Purportedly, they do this to demonstrate the commitment to their existing
channel partners. You’d think they could spend their resources a little more
productively to achieve this end.
Still others address the issue of online branding by plastering their company’s
logo all over their site. By treating the issue as a simple brand identity
exercise (extending it to a new medium), they avoid the more difficult and
challenging task of developing a coherent online brand strategy.

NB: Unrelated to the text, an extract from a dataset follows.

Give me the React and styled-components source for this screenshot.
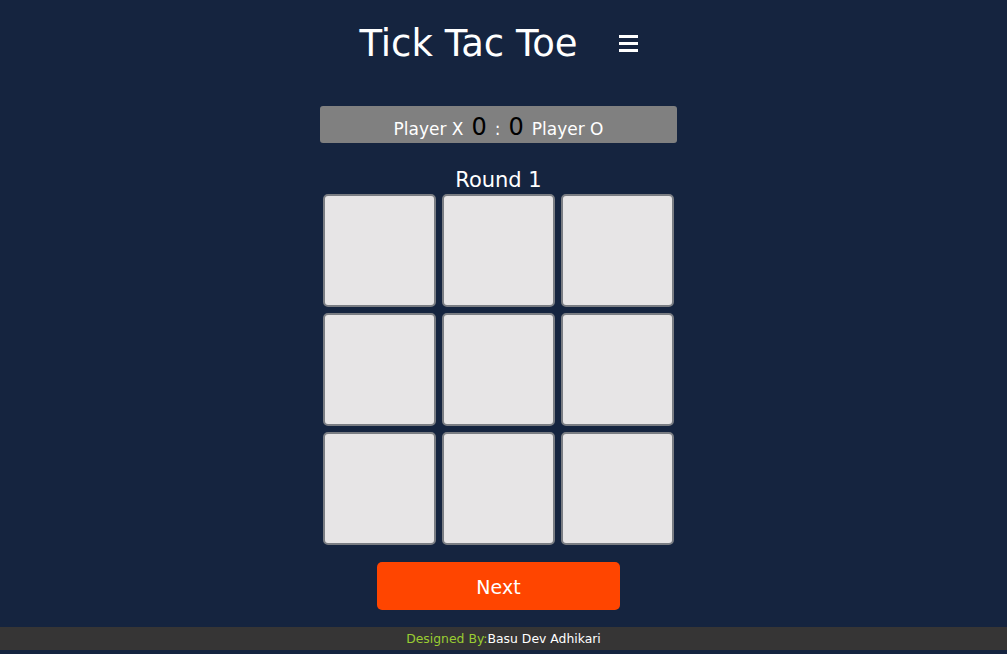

The fact is that the best way to launch an online operation if you’re a
brick and mortar business is to develop a strategy that optimizes and
re-enforces both. To do this, it’s important to understand what’s different
about e-branding from traditional branding, and, just as importantly, what’s
not.
What’s different about branding on the net
Here’s both the good news and the bad news about the Internet business
model as it relates to your brand: the web collapses your brand promise and
sales cycle to split seconds.
- The good news: the opportunity to make a sale (engage a customer) is
immediate.
- The bad news: customer expectation to deliver your brand promise is also
immediate, as is the threat of defection to competitors, who are now just a
few clicks away.
Given the increased risk/reward, you need to develop a strategy that fully
maximizes the tremendous potential of the Internet business model while
minimizing the considerable risks.
Thus, for your brand promise to hold up in this accelerated sales cycle, you
need to focus on user experience (how customer experiences your brand). This isn’t
just about graphic design (look and feel); it requires an integrated approach
for your on-line brand experience: from the initial e-marketing pitch, the
value-add of the online functionality, and the fulfillment and delivery of your
offering.
Don’t make the common mistake of building up your sales and marketing
efforts online without making an accompanying improvement in back-end
fulfillment and logistics. There’s no point in attracting people to your brand
only to let them down. If you don’t have the management commitment and
resources to do both well, then don’t do either one.
What’s Not Different
In some very important ways, e-branding is no different than traditional
branding.
Instead of building a different, online version of their brand, smart
companies use Internet to create a richer/better brand experience (convenience,
speed, value) to strengthen customer relationships and their brand promise --
across all channels.
Perhaps the best advice on branding (online and off) comes from Agency.com
head Kyle Shannon, who uses a theme park analogy. Design everything around
maximizing the customer experience. Anticipate their concerns. Serve them.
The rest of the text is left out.